A Practical Proposal for the Arcade

It's looking more and more like an Arcade adaptive re-use is unfinanceable.

If Dayton was a larger city or had a more robust economy this might be do-able. And if Dayton had strong and creative political leadership this might be do-able. But Dayton has neither.

And the Arcade complex is obsolete. It was built as a public market and shopping arcade in an era when the central business district was the undisputed economic center of the region due to interurban railways and streetcar lines focusing on the center city. In fact one of these interurbans had ticket office and waiting room in the Ludlow Street building.

But those days are long gone. The complex is functionally obsolete and long past the end of it's economic life. And the Dayton region doesnt have the economic or political capacity to accomplish an adaptive re-use.

A practical solution would be to demolish the complex and replace it with transient parking.

One might protest that there is already plenty of parking downtown. In reality this parking is not necessarily near where occasional visitors downtown would need to park. The Arcade property is.

The following graphic shows the situation:

The red color is Bob Shifflers property. None of these buildings has parking but some of them, particularly the Kuhns Building, does see visitors stopping off for business appointments (particularly the AIDS foundation). The blue are government buildings. Of these the auto liscense and title office in the Reibold would get people who might need mid-term parking longer than whats available on the meters. The orange are private sector properties of various kinds. Of particular interest is 40 W 4th, which has a medical adminstrative tenant and especially One Dayton Center which has the Wright-Patt Credit Union and will soon have 5/3 Bank. Add to that the lawyers offices on the upper floors.

So there is a large cluster of activity around the Arcade site that would draw people in for appointments or buisness visits that might last longer than the short term parking provided by the street meters. So there would be a real demand for transient public parking on this block, and perhaps even reserved daily parking for the tenants in the Shiffler properties.
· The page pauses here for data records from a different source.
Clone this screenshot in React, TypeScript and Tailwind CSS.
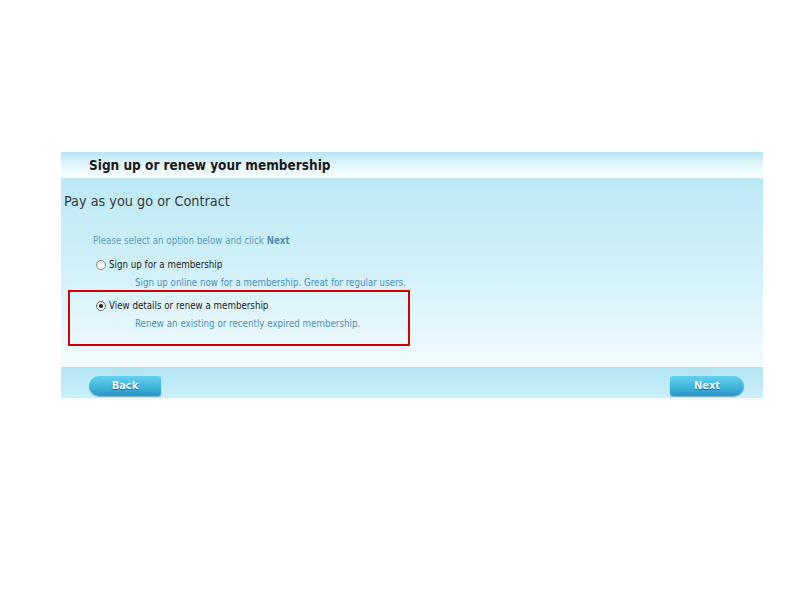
export default function App() {
  const font = { fontFamily: '"DejaVu Sans Condensed", Tahoma, "DejaVu Sans", sans-serif' }
  return (
    <div className="w-[800px] h-[600px] bg-white pt-[152px]" style={font}>
      <div className="ml-[61px] w-[702px]">
        {/* Header */}
        <div className="h-[26px] bg-gradient-to-b from-[#b7e5f3] via-[#e4f6fb] to-[#fbfeff] flex items-center pl-[28px]">
          <span className="text-[13.5px] font-bold text-[#1a1a1a] leading-[16px] -mt-[1px]">Sign up or renew your membership</span>
        </div>

        {/* Body */}
        <div className="h-[189px] bg-gradient-to-b from-[#bce9f6] via-[#d2f1f9] to-[#f3fbfe] pt-[14px]">
          <div className="pl-[3px] text-[14.3px] text-[#3a3a3a] leading-[18px]">Pay as you go or Contract</div>

          <div className="pl-[32px] mt-[25px] text-[9.7px] text-[#5b9cc0] leading-[12px]">
            Please select an option below and click <span className="font-bold text-[#4f8fb3]">Next</span>
          </div>

          <div className="pl-[35px] mt-[12px]">
            <label className="flex items-center gap-[3px] text-[9.7px] text-[#222] leading-[12px]">
              <span className="w-[10px] h-[10px] rounded-full border border-[#8a8a8a] bg-gradient-to-b from-[#e8e8e8] to-white inline-block" />
              Sign up for a membership
            </label>
            <div className="pl-[39px] mt-[6px] text-[9.7px] text-[#4b8fbb] leading-[12px]">
              Sign up online now for a membership. Great for regular users.
            </div>
          </div>

          <div className="ml-[7px] mt-[1px] w-[342px] h-[56px] border-2 border-[#d40000] pl-[26px] pt-[8px]">
            <label className="flex items-center gap-[3px] text-[9.7px] text-[#222] leading-[12px]">
              <span className="w-[10px] h-[10px] rounded-full border border-[#707070] bg-gradient-to-b from-[#e0e0e0] to-white flex items-center justify-center">
                <span className="w-[4px] h-[4px] rounded-full bg-[#1a1a1a]" />
              </span>
              View details or renew a membership
            </label>
            <div className="pl-[39px] mt-[6px] text-[9.7px] text-[#4b8fbb] leading-[12px]">
              Renew an existing or recently expired membership.
            </div>
          </div>
        </div>

        {/* Footer */}
        <div className="h-[31px] bg-gradient-to-b from-[#b3e4f3] to-[#cbf0f9] flex items-end justify-between pl-[28px] pr-[19px] pb-[2px]">
          <button className="w-[72px] h-[20px] rounded-l-[10px] rounded-r-[3px] bg-gradient-to-b from-[#63d0ee] via-[#45b8e0] to-[#2796c6] shadow-[0_1px_1px_rgba(0,80,120,0.4)] text-[11px] font-bold text-[#f4f8fa] [text-shadow:0_1px_1px_rgba(0,60,100,0.6)]">
            Back
          </button>
          <button className="w-[74px] h-[20px] rounded-r-[10px] rounded-l-[3px] bg-gradient-to-b from-[#63d0ee] via-[#45b8e0] to-[#2796c6] shadow-[0_1px_1px_rgba(0,80,120,0.4)] text-[11px] font-bold text-[#f4f8fa] [text-shadow:0_1px_1px_rgba(0,60,100,0.6)]">
            Next
          </button>
        </div>
        <div className="h-[2px] bg-[#f4fbfd]" />
      </div>
    </div>
  )
}
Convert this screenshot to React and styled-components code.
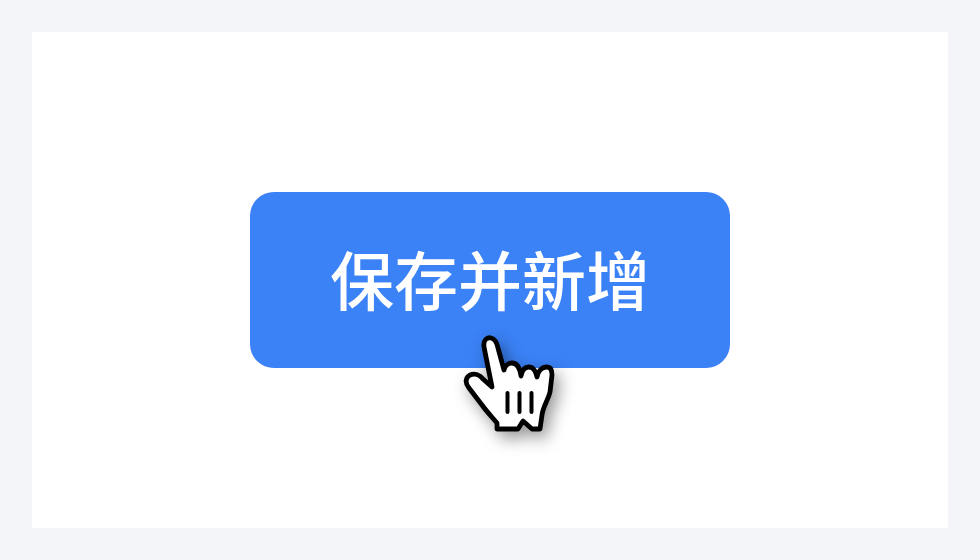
import React from 'react';
import styled, { createGlobalStyle } from 'styled-components';

const GlobalStyle = createGlobalStyle`
  html, body {
    margin: 0;
    padding: 0;
  }
  body {
    background-color: #f3f5f9;
  }
`;

const Page = styled.div`
  box-sizing: border-box;
  width: 980px;
  height: 560px;
  padding: 32px;
  background-color: #f3f5f9;
`;

const Panel = styled.main`
  display: flex;
  align-items: center;
  justify-content: center;
  height: 100%;
  background-color: #ffffff;
`;

const ButtonWrap = styled.div`
  position: relative;
  width: 480px;
  height: 176px;
`;

const SaveButton = styled.button`
  display: block;
  width: 100%;
  height: 100%;
  padding: 0 0 6px;
  border: 0;
  border-radius: 24px;
  background-color: #3b82f6;
  color: #ffffff;
  font-family: 'Noto Sans CJK SC', 'Noto Sans', sans-serif;
  font-size: 64px;
  font-weight: 500;
  line-height: 1;
`;

const Cursor = styled.svg`
  position: absolute;
  left: 200px;
  top: 133px;
  width: 120px;
  height: 120px;
  filter: drop-shadow(5px 7px 8px rgba(0, 0, 0, 0.4));
`;

const HandCursor = () => (
  <Cursor viewBox="0 0 120 120" aria-hidden="true">
    <path
      d="M34 22C33 15 37 12 41 13C45 14 47 18 48 23L54 45C55 40 59 38 62 38C67 38 70 44 71 51C72 45 75 42 79 42C84 42 86 47 87 52C88 46 92 42 97 42C101 42 102 46 102 50L100 67C98 75 93 82 92 90L90 104H82L73 96L68 104H47V98C42 92 37 87 32 80L19 63C15 58 15 53 20 50C25 48 30 50 33 54L42 62Z"
      fill="#ffffff"
      stroke="#000000"
      strokeWidth="4.8"
      strokeLinejoin="round"
    />
    <g stroke="#000000" strokeWidth="4" strokeLinecap="round">
      <line x1="57.5" y1="68" x2="57.5" y2="87" />
      <line x1="69.5" y1="68" x2="69.5" y2="87" />
      <line x1="81.5" y1="68" x2="81.5" y2="87" />
    </g>
  </Cursor>
);

export default function App() {
  return (
    <Page>
      <GlobalStyle />
      <Panel>
        <ButtonWrap>
          <SaveButton type="button">保存并新增</SaveButton>
          <HandCursor />
        </ButtonWrap>
      </Panel>
    </Page>
  );
}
It seems the best option for the Arcade is, when all is said and done, another parking lot.


Woodrowfan said...

what a waste of an interesting, historic building...

Jefferey said...

Oh well.

Anonymous said...

A part of me will die along with the Dayton Arcade, if indeed it becomes a parking lot. This building is hands down the most intersting edifice downtown, and the link from history to living memory... well, that alone is worth saving the place.